Actually, my most favorite custom-made dress is the latest dress that I made for Björk. We made a dress from many semi-transparent electric blue sheets that were all layered to create a shape of a shell. The angle of light makes the dress change from a very dark, dark blue to a reflective bright blue. I work a lot with other artists, architects, dancers, musicians, etc. I need to [avoid getting] stuck in my own little bubble or in the small world of fashion. I need it to not get crazy. I believe if you do a collaboration the right way with the right people there isn't any limitation for your own creative pursuits. My creative processes are triggered/enriched by collaborations.
Björk at the New York Hall of Science; Photo courtesy of the artist.
What kinds of innovative materials/technologies are you working with currently?
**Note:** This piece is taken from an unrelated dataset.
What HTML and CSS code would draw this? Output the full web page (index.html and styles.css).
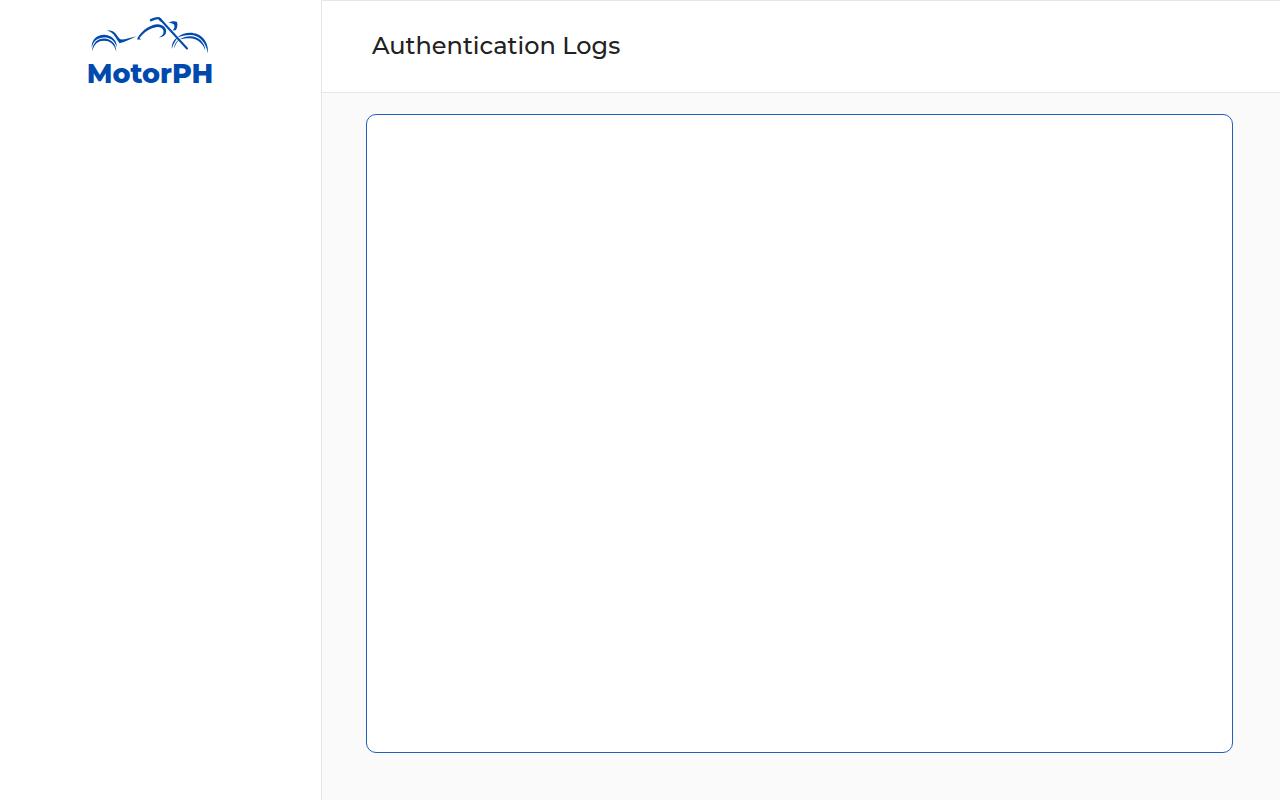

Have you had any epic triumphs or fails?
For my latest collection, Micro, I worked with 3D printing, combined with a technique called 'copper electroplating bath.' I also tried new laser-techniques. And we also created a transparent (chemically-made) snakeskin designed by artist Bart Hess. What I liked is that people think the 3D printed "Cathedral Dress" is hand-crafted out of wood, instead it is the most technical look of the collection. Old and new techniques seems to mix up the eyes. Two other 3D prints did not work out the way I wanted. There were mistakes in the files so they were not wearable. That was terrible to find out after three months of hard work on them.
The "Cathedral Dress" from Micro S/S 2012
What do you think couture will look like in 20 years? Will ready-to-wear look different?
Impossible to think about. It must be something (hopefully) that I cannot imagine today. I hope there is a bigger and more interesting melt of couture and prêt-à-porter—that the gaps in-between get smaller.